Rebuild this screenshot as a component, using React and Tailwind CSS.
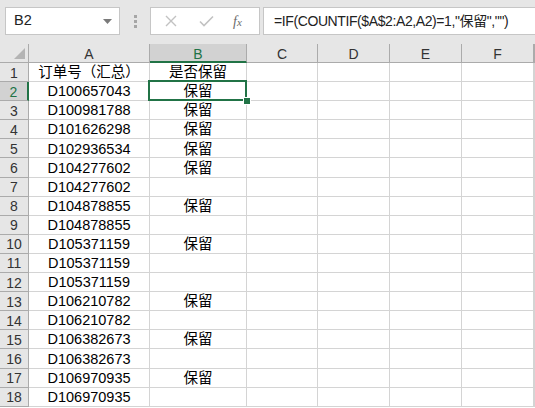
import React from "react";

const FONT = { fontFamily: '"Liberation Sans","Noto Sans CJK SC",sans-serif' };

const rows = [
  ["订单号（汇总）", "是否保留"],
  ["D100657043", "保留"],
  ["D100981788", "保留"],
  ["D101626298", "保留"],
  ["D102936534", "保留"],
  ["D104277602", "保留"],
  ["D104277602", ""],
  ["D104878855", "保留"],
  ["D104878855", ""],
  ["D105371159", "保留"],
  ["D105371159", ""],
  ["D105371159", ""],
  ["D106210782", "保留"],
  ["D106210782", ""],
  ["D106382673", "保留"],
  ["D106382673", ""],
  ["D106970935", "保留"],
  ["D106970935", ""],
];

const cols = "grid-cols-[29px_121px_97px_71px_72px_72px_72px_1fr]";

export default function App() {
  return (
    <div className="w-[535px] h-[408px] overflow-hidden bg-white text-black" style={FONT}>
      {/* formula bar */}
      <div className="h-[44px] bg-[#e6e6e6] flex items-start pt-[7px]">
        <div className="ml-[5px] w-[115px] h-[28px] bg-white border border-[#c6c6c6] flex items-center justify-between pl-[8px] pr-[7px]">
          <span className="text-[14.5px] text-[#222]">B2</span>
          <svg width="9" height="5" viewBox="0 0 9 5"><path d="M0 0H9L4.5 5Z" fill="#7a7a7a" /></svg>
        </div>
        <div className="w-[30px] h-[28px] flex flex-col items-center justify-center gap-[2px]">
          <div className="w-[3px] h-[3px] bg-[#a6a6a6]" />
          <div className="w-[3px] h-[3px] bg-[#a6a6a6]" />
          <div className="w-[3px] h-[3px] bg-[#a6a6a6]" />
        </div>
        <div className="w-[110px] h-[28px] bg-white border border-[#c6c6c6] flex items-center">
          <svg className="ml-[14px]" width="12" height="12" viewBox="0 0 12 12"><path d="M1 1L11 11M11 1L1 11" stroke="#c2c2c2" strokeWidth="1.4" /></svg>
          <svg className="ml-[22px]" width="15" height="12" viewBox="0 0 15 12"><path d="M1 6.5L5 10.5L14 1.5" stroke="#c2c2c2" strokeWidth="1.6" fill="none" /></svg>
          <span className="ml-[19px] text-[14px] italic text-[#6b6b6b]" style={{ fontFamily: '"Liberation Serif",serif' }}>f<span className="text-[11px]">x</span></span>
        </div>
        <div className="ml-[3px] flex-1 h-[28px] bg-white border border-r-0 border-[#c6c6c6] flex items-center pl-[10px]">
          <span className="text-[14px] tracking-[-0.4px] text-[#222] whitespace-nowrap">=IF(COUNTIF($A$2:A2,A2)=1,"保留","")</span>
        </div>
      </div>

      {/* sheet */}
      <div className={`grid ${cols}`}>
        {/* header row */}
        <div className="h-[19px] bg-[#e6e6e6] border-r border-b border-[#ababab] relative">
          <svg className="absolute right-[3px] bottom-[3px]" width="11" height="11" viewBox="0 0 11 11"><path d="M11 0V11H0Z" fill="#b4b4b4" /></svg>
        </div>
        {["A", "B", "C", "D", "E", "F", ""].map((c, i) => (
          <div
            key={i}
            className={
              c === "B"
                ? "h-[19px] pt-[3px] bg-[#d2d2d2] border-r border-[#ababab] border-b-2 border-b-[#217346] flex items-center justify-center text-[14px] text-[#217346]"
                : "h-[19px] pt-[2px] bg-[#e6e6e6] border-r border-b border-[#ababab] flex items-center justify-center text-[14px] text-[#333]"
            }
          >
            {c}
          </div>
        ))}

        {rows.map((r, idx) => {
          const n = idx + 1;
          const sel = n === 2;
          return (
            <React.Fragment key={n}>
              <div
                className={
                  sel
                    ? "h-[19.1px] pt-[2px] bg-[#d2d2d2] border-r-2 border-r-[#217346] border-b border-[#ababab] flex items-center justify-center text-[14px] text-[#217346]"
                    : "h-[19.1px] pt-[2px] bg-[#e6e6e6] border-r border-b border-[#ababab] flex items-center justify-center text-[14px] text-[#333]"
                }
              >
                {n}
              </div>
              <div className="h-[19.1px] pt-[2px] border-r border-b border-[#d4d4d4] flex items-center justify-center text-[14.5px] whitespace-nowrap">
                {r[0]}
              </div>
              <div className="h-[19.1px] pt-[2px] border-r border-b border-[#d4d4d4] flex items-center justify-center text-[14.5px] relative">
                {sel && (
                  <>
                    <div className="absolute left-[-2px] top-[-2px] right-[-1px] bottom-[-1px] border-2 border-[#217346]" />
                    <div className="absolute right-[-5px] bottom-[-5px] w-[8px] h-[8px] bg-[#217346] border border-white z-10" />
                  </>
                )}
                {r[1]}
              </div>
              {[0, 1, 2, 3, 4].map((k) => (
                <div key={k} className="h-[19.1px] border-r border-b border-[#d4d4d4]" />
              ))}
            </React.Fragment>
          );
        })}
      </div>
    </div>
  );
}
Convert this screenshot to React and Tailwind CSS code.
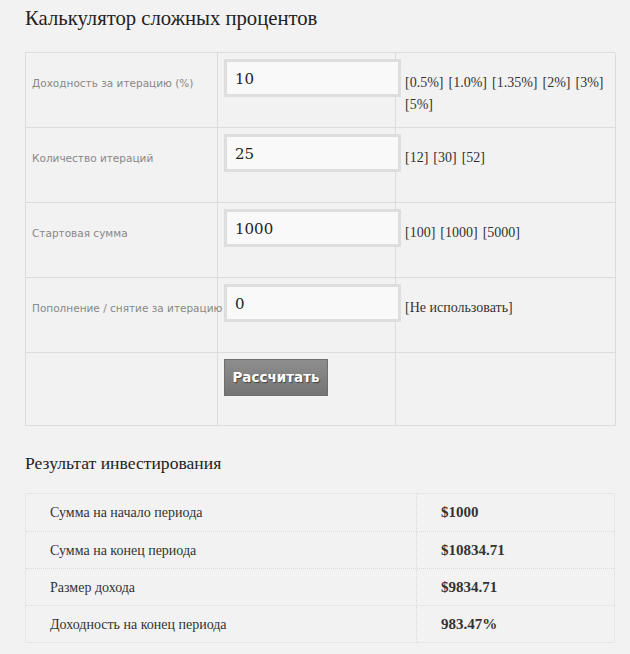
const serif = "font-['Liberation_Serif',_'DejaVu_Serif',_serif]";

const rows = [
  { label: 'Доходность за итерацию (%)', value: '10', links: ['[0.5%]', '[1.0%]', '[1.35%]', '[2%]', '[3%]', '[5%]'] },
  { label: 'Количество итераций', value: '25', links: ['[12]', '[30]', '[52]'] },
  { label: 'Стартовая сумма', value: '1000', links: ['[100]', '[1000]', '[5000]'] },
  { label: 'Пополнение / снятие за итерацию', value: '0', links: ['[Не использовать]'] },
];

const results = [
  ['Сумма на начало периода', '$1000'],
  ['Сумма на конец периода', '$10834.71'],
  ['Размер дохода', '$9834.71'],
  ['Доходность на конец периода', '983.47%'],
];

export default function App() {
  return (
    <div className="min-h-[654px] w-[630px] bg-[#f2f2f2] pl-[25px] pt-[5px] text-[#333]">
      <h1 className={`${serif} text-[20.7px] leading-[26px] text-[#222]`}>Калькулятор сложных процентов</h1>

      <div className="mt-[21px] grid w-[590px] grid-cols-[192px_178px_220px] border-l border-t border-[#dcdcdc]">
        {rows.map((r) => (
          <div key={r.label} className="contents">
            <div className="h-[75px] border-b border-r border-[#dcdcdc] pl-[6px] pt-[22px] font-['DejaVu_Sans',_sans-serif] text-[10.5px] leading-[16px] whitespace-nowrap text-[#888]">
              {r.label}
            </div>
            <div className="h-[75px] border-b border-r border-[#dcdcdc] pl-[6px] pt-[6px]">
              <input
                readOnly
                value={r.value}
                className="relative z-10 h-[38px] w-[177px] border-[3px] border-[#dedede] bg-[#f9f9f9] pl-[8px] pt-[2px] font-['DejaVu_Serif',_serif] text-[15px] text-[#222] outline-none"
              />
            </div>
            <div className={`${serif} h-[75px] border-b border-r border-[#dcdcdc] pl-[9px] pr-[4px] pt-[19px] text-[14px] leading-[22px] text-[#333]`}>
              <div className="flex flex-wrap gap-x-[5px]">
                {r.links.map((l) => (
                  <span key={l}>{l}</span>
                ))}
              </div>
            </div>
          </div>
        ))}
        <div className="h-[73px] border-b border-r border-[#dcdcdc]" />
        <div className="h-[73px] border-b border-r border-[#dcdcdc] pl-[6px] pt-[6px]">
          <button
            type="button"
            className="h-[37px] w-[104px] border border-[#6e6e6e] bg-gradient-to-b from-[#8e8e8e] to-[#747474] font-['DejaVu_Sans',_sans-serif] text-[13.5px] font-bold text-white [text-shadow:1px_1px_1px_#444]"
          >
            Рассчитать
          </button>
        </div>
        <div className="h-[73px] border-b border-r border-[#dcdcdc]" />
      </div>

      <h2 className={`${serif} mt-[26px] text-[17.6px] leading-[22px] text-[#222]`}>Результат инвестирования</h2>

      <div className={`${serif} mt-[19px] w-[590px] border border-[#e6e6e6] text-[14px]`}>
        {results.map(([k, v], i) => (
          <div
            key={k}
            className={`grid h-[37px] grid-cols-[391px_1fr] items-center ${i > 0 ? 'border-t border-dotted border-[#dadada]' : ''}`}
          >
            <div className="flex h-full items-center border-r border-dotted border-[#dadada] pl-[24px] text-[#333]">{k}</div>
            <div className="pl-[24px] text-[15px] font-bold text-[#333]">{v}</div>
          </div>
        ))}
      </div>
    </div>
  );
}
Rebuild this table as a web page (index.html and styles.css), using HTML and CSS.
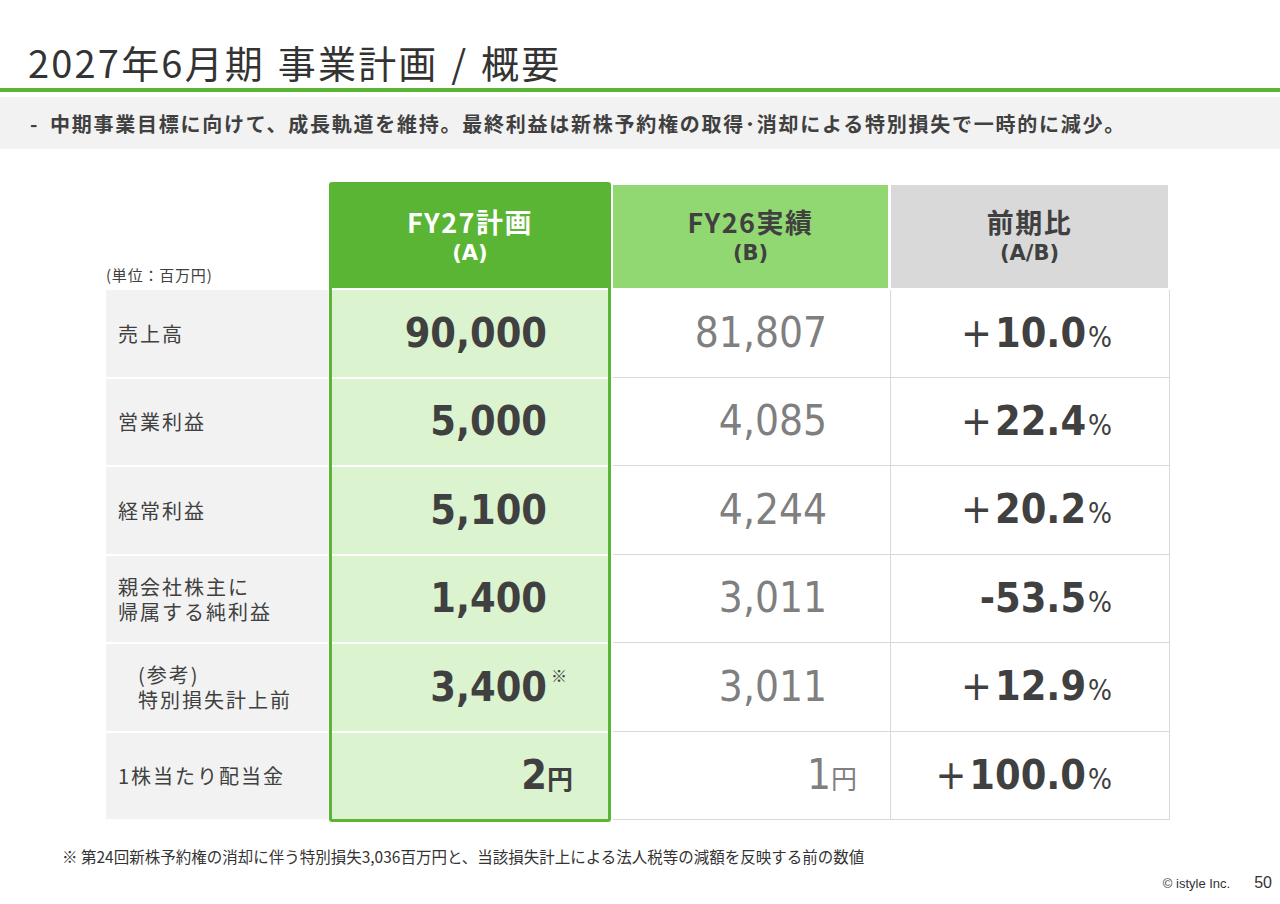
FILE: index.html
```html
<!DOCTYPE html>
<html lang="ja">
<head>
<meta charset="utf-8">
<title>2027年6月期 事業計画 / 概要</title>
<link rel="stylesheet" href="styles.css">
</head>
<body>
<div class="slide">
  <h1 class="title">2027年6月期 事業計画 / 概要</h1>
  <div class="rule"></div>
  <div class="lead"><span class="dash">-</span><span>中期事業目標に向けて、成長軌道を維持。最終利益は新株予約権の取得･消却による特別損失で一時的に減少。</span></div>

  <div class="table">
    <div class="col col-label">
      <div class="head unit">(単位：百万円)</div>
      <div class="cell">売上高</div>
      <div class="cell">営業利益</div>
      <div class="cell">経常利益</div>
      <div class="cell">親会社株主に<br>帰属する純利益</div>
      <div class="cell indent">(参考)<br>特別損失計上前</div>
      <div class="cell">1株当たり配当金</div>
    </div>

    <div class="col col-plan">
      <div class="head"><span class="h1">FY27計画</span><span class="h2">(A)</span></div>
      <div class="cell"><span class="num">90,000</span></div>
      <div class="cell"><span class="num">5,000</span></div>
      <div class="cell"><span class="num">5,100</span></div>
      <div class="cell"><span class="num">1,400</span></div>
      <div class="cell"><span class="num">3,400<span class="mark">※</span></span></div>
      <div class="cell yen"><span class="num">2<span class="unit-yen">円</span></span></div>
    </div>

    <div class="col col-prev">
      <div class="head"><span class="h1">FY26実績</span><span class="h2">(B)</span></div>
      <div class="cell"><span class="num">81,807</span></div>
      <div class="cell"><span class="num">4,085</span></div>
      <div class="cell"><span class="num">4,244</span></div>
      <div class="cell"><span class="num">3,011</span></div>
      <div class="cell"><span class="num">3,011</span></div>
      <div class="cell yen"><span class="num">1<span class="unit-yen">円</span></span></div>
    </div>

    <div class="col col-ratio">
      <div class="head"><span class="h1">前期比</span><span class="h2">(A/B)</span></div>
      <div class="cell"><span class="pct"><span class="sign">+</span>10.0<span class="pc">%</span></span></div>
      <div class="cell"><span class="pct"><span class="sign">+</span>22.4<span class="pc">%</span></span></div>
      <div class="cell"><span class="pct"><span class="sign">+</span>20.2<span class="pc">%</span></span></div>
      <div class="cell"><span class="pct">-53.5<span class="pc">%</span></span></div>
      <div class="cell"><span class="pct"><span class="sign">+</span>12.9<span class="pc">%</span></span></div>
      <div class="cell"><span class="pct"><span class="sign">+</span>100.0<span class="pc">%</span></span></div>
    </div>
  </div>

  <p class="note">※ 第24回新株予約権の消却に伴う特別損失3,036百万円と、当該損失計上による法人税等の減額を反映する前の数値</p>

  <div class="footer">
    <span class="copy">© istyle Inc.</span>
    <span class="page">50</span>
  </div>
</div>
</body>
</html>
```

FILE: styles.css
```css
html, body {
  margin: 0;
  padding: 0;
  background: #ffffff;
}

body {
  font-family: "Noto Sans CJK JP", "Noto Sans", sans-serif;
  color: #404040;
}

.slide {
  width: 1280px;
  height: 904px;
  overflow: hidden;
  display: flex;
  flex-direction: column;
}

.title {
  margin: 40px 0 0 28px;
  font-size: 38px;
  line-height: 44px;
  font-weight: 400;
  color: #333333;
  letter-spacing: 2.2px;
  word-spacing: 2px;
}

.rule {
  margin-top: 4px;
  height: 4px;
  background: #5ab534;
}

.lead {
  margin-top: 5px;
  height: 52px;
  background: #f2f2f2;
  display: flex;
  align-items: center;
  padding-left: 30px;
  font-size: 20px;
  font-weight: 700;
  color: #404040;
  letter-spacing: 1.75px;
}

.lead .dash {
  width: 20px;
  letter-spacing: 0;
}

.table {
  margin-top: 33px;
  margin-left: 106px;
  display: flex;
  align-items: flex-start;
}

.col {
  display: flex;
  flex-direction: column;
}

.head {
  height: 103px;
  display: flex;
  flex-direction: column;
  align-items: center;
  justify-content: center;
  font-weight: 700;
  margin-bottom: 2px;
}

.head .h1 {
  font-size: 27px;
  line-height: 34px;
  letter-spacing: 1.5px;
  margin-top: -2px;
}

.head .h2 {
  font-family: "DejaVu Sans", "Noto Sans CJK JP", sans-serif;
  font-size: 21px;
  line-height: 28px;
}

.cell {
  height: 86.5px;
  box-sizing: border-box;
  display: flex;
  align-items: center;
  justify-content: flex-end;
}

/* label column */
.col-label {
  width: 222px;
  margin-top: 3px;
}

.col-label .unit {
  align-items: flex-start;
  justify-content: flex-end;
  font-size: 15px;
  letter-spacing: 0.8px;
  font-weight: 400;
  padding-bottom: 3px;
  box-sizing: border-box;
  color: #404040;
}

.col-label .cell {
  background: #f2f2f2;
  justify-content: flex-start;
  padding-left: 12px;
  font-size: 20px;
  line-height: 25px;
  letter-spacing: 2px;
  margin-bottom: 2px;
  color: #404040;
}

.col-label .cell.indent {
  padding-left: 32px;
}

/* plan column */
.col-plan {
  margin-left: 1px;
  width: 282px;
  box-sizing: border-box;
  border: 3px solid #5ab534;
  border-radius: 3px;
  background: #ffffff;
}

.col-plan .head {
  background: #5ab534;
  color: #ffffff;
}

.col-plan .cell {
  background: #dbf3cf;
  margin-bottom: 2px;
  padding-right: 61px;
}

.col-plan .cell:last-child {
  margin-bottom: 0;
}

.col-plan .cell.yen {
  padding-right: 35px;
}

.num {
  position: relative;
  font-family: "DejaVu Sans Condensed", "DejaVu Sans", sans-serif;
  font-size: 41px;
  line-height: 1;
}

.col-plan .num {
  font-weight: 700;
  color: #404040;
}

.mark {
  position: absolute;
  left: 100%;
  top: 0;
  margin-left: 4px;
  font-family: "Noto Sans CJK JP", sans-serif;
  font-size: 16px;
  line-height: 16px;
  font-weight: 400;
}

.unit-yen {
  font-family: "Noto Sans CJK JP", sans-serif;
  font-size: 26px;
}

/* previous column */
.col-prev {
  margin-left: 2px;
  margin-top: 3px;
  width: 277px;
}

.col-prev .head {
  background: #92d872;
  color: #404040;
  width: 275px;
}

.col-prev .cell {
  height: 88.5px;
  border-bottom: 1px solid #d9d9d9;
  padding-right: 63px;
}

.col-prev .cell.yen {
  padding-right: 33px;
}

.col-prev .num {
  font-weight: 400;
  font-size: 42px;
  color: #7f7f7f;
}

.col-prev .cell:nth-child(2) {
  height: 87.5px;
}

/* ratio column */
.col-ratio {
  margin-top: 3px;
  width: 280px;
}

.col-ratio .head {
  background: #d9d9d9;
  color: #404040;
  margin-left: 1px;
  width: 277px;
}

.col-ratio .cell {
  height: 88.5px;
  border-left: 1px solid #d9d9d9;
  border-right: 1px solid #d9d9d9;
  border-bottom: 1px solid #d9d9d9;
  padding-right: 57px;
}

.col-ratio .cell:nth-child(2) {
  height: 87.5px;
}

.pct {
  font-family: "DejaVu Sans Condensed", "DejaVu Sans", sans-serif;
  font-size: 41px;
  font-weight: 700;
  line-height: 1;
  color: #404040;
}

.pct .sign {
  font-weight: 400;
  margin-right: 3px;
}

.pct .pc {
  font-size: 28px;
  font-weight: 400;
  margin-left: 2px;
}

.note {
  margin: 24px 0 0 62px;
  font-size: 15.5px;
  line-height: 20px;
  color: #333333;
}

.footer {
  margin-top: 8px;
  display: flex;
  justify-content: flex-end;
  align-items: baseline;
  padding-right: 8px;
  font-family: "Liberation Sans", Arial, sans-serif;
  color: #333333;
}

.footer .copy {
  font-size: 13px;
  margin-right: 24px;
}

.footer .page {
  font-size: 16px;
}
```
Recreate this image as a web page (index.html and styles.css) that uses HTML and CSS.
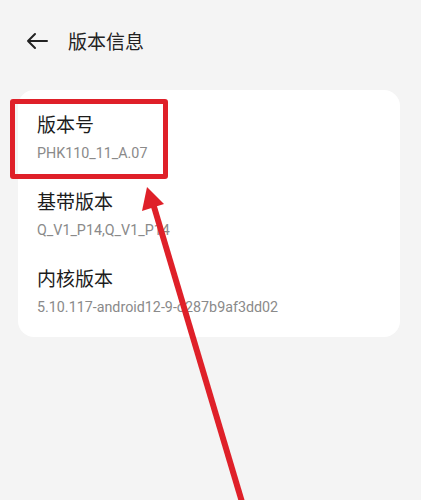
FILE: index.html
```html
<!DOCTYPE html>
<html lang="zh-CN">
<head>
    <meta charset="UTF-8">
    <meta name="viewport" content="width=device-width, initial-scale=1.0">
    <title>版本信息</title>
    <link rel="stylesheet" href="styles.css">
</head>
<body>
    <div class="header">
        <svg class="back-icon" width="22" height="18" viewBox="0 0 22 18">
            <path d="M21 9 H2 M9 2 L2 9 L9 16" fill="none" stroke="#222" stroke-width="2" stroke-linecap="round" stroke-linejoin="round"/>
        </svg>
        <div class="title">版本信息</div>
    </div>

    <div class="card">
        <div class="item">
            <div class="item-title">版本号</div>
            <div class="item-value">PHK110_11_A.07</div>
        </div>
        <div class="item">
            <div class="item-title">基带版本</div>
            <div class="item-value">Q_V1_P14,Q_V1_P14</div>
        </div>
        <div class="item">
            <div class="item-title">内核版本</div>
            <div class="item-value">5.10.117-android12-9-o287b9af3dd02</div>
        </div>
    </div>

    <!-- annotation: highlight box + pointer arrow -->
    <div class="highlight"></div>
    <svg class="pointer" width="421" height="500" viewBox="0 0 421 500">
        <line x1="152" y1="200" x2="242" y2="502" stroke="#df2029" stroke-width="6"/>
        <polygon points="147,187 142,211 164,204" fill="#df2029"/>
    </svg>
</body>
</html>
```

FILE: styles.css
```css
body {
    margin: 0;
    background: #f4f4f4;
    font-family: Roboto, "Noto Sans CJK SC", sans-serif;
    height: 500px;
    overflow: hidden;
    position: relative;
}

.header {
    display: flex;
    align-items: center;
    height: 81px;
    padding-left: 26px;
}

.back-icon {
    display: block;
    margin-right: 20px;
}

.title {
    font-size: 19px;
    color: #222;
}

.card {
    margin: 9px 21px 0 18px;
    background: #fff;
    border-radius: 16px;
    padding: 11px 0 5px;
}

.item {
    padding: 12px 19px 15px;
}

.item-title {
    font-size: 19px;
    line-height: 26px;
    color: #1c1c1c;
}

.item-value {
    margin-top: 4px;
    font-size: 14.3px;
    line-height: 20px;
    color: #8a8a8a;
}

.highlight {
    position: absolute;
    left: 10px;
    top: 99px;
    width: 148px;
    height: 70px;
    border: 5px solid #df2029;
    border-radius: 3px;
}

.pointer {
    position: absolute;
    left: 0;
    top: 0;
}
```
========================================
DIRECTIVE
Check each line above for the string "table", then copy the ones that have it.

OUTPUT
Rebuild this table as a web page (index.html and styles.css), using HTML and CSS.
  <div class="table">
.table {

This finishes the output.